For similar reasons Jeffrey Lorien and Candice Oneida knew Austin was the perfect place to open Zhi Tea—a combination storefront, workspace and gallery. In one short year they’ve already outgrown their original location and moved to a bigger one in East Austin.
Like many local tea sellers, Jeffrey proudly notes that their dedication and mission run deeper than simply selling and promoting the tradition of tea, but also in fostering the community in which tea is shared—evident in how Zhi Tea’s workspace is used.
Last December, Zhi Tea hosted the Austin Tea Party during Edible Austin’s Eat Local Week, where tea makers and shakers came together for an afternoon of tasting and mingling, and each Friday is “Brown Bag Lunch Time,” where employees of nearby businesses show up with their own lunches and Zhi Tea provides free pots of tea and a tea presentation of their choice. One Saturday a month, a faithful group of tea lovers gets together at the gallery for a sort of tea potluck, to share dishes they’ve concocted using various teas—like the coconut chai chicken created by Ecstatic Cuisine chef Jesse Bloom.

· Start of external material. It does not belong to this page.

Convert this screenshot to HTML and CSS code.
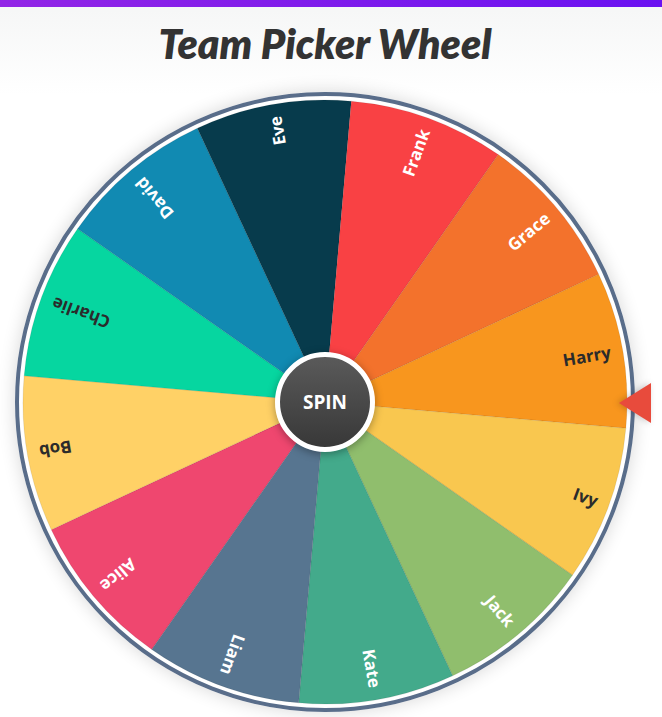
FILE: index.html
```html
<!DOCTYPE html>
<html lang="en">
<head>
<meta charset="utf-8">
<title>Team Picker Wheel</title>
<link rel="stylesheet" href="styles.css">
</head>
<body>
<div class="topbar"></div>
<main class="page">
  <h1 class="title">Team Picker Wheel</h1>
  <div class="wheel-wrap">
    <svg class="wheel" viewBox="0 0 620 620" width="620" height="620">
      <circle cx="310" cy="310" r="308" fill="#ffffff" stroke="#596d8a" stroke-width="4"/>
      <g transform="translate(310 310)" class="slices">
        <path transform="rotate(140)" fill="#ef476f" d="M0 0 L291.71 -78.16 A302 302 0 0 1 291.71 78.16 Z"/>
        <path transform="rotate(170)" fill="#ffd166" d="M0 0 L291.71 -78.16 A302 302 0 0 1 291.71 78.16 Z"/>
        <path transform="rotate(200)" fill="#06d6a0" d="M0 0 L291.71 -78.16 A302 302 0 0 1 291.71 78.16 Z"/>
        <path transform="rotate(230)" fill="#118ab2" d="M0 0 L291.71 -78.16 A302 302 0 0 1 291.71 78.16 Z"/>
        <path transform="rotate(260)" fill="#073b4c" d="M0 0 L291.71 -78.16 A302 302 0 0 1 291.71 78.16 Z"/>
        <path transform="rotate(290)" fill="#f94144" d="M0 0 L291.71 -78.16 A302 302 0 0 1 291.71 78.16 Z"/>
        <path transform="rotate(320)" fill="#f3722c" d="M0 0 L291.71 -78.16 A302 302 0 0 1 291.71 78.16 Z"/>
        <path transform="rotate(-10)" fill="#f8961e" d="M0 0 L291.71 -78.16 A302 302 0 0 1 291.71 78.16 Z"/>
        <path transform="rotate(20)" fill="#f9c74f" d="M0 0 L291.71 -78.16 A302 302 0 0 1 291.71 78.16 Z"/>
        <path transform="rotate(50)" fill="#90be6d" d="M0 0 L291.71 -78.16 A302 302 0 0 1 291.71 78.16 Z"/>
        <path transform="rotate(80)" fill="#43aa8b" d="M0 0 L291.71 -78.16 A302 302 0 0 1 291.71 78.16 Z"/>
        <path transform="rotate(110)" fill="#577590" d="M0 0 L291.71 -78.16 A302 302 0 0 1 291.71 78.16 Z"/>
      </g>
      <g transform="translate(310 310)" class="labels">
        <text transform="rotate(140)" x="290" y="0" class="light">Alice</text>
        <text transform="rotate(170)" x="290" y="0" class="dark">Bob</text>
        <text transform="rotate(200)" x="290" y="0" class="dark">Charlie</text>
        <text transform="rotate(230)" x="290" y="0" class="light">David</text>
        <text transform="rotate(260)" x="290" y="0" class="light">Eve</text>
        <text transform="rotate(290)" x="290" y="0" class="light">Frank</text>
        <text transform="rotate(320)" x="290" y="0" class="light">Grace</text>
        <text transform="rotate(-10)" x="290" y="0" class="dark">Harry</text>
        <text transform="rotate(20)" x="290" y="0" class="dark">Ivy</text>
        <text transform="rotate(50)" x="290" y="0" class="light">Jack</text>
        <text transform="rotate(80)" x="290" y="0" class="light">Kate</text>
        <text transform="rotate(110)" x="290" y="0" class="light">Liam</text>
      </g>
    </svg>
    <button class="spin" type="button">SPIN</button>
    <div class="pointer"></div>
  </div>
</main>
</body>
</html>
```
FILE: styles.css
```css
html, body {
  margin: 0;
  padding: 0;
}
body {
  height: 717px;
  overflow: hidden;
  background: linear-gradient(#f5f6f6 0, #ffffff 95px);
  font-family: "Open Sans", "Liberation Sans", sans-serif;
}
.topbar {
  height: 7px;
  background: linear-gradient(90deg, #9225e6, #6a11f1);
}
.page {
  width: 650px;
  display: flex;
  flex-direction: column;
  align-items: center;
  padding-top: 14px;
}
.title {
  margin: 0;
  font-family: Lato, "Open Sans", sans-serif;
  font-style: italic;
  font-weight: 800;
  font-size: 41px;
  line-height: 46px;
  color: #333333;
}
.wheel-wrap {
  position: relative;
  width: 620px;
  height: 620px;
  margin-top: 25px;
  border-radius: 50%;
  box-shadow: 0 0 18px rgba(0, 0, 0, 0.16);
}
.wheel {
  display: block;
}
.slices path {
  stroke: rgba(0, 0, 0, 0.08);
  stroke-width: 1;
}
.labels text {
  font-family: "Open Sans", sans-serif;
  font-weight: 700;
  font-size: 17px;
  text-anchor: end;
  dominant-baseline: central;
}
.labels .light { fill: #ffffff; }
.labels .dark { fill: #2b2b2b; }
.spin {
  position: absolute;
  left: 50%;
  top: 50%;
  width: 100px;
  height: 100px;
  margin: -50px 0 0 -50px;
  padding: 0;
  border: 5px solid #ffffff;
  border-radius: 50%;
  background: linear-gradient(#5a5a5a, #383838);
  box-shadow: 0 2px 8px rgba(0, 0, 0, 0.35);
  color: #ffffff;
  font-family: "Open Sans", sans-serif;
  font-weight: 700;
  font-size: 19px;
  cursor: pointer;
}
.pointer {
  position: absolute;
  left: 604px;
  top: 291px;
  width: 0;
  height: 0;
  border-top: 20px solid transparent;
  border-bottom: 20px solid transparent;
  border-right: 32px solid #e84b3c;
  filter: drop-shadow(-2px 0 3px rgba(0, 0, 0, 0.2));
}
```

Aswini Sivaswamy of Sesa Tea also includes the communal aspect of tea in her overall business plan. Born in India, where tea drinking is a natural part of daily living, Aswini has been an Austinite since the age of four, yet has remained close to her cultural roots. She sells her organic teas and handcrafted herbal blends—imbued with Ayurvedic properties—at the Sunset Valley Farmers Market, and makes it her job to counsel customers as to the teas best suited for their specific needs.
Aswini says that talking face-to-face with customers also gives her the opportunity to share recipe ideas, like her lauded chai-spiced buttermilk pancakes, but that the main focus of her business will always be on teaching wellness and encouraging an awareness of self and surroundings—all part of the new art of slowing down.